- Decades:: 1910s; 1920s; 1930s; 1940s; 1950s;
- See also:: Other events of 1934 List of years in Afghanistan

= 1934 in Afghanistan =

The following lists events that happened during 1934 in Afghanistan.

Steps are taken by the semi-official trading company, the Shirkatiashami, to organize the trade in petrol, sugar, and cement. On August 8 a trade exhibition is opened by the king at Kabul.

==Incumbents==
- Monarch – Mohammed Zahir Shah
- Prime Minister – Mohammad Hashim Khan

==Early 1934==
The religious leaders publish a statement thanking the Afghan nation for having shown wisdom in discharging its duty to the late king by recognizing his son as king. Ghilzais wintering in India also send declarations of their allegiance to the new king to Kabul by leading representatives.
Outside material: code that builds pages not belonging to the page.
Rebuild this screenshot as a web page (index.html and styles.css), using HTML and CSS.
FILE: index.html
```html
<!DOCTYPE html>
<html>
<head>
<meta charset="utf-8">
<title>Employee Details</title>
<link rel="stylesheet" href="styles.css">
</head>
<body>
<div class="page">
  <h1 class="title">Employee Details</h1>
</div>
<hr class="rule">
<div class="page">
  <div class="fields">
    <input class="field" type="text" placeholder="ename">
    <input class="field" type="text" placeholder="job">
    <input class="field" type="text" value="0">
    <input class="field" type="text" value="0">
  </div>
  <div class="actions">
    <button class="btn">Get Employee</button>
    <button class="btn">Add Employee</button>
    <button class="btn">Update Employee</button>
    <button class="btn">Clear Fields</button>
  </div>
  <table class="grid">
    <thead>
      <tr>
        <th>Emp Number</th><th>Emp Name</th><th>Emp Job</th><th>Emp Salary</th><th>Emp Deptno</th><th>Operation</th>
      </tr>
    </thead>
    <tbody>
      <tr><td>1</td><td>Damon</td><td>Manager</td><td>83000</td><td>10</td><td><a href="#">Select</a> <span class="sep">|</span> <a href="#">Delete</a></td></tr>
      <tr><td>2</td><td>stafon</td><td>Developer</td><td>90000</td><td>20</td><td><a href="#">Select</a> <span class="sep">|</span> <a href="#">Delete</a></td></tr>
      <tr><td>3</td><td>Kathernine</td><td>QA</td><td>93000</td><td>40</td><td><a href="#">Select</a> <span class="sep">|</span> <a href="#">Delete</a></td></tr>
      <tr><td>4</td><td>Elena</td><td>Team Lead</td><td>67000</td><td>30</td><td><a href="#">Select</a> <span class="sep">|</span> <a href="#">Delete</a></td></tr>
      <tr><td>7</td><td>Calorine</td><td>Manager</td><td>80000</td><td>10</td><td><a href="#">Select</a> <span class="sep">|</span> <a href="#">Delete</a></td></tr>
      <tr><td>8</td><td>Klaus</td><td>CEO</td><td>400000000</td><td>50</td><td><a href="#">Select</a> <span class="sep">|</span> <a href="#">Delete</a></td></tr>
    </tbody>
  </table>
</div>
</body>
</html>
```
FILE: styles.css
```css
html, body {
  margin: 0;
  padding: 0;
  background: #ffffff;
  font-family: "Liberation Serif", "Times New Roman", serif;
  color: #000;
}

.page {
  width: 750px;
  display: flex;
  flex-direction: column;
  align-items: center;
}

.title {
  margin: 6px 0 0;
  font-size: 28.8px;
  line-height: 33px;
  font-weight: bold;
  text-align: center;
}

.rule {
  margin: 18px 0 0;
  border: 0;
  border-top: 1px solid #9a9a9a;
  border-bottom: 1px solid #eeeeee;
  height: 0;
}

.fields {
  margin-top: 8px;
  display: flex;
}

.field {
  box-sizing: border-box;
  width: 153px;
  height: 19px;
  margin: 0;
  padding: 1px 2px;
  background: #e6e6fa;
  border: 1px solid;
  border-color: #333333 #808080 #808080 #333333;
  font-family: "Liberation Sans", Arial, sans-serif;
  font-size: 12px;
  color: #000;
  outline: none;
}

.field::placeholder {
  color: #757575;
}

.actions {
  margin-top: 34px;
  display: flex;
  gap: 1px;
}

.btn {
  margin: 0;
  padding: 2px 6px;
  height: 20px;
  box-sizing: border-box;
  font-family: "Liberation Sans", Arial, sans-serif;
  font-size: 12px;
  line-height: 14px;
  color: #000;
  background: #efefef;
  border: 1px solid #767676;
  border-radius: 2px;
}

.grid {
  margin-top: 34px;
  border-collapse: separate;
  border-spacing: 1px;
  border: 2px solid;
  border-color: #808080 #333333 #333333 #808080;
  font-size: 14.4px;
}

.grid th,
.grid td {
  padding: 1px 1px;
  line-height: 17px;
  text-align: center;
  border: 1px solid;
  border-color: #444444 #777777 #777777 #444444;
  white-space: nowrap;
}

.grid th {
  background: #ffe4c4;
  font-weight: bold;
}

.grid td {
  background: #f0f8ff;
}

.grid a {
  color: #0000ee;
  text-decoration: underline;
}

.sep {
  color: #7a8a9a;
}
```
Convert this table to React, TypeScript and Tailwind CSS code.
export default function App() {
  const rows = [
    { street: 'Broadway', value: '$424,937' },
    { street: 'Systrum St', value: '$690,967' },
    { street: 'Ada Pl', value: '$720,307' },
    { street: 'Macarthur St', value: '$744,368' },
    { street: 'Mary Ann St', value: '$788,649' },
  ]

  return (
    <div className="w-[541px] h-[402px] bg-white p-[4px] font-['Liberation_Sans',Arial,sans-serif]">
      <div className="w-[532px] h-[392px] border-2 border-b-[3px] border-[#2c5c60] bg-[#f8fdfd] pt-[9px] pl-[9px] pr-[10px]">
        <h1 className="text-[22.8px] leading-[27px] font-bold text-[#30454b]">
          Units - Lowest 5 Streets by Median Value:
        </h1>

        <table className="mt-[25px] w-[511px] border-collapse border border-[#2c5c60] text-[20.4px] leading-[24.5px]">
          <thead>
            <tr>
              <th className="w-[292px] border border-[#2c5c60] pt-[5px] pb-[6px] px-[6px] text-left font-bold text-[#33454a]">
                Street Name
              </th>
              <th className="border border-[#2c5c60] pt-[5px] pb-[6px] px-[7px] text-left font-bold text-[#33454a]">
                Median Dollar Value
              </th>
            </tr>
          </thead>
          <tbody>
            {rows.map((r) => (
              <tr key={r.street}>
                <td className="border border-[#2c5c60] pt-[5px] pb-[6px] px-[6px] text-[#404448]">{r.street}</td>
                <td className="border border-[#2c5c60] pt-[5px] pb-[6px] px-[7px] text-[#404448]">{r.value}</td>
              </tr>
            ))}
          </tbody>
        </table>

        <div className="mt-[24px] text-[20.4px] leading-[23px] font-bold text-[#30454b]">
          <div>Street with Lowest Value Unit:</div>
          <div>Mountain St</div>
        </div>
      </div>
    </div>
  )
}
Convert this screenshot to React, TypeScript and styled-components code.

A pretender who claims that he is a relative of the ex-king Amanullah appears soon after among the Madda Khel tribe just over the Indian frontier southeast of the Khost, but the Indian government prevents the tribesmen from giving him any support.

==April 1934==
The Afghan Red Crescent Society is founded.

==September 1934==
Afghanistan makes application through its minister in London, Ali Mohammad Khan, to be admitted to the League of Nations. The application is duly granted on September 26. In presenting the report of the subcommittee appointed to deal with it, Tevfik Rüstü Bey says that Afghanistan "was making resolute efforts towards international cooperation, and would give valuable aid to the League's work for peace." Sir Denys Bray says on behalf of India that India will be glad to welcome Afghanistan, which has already shown its will to work for the League's ends during the Disarmament Conference; while Maksim Litvinov, on behalf of Russia, says that it is good to know that all the U.S.S.R.'s neighbours are to be united within the League. British delegate Archibald Skelton says that the Afghan entry is in conformity with a long-felt desire of the United Kingdom, and the representatives of Iraq, China, France, and Italy also add their congratulations.

==October 25, 1934==
The government of the United States extends recognition to the present government of Afghanistan, under date of August 21, 1934.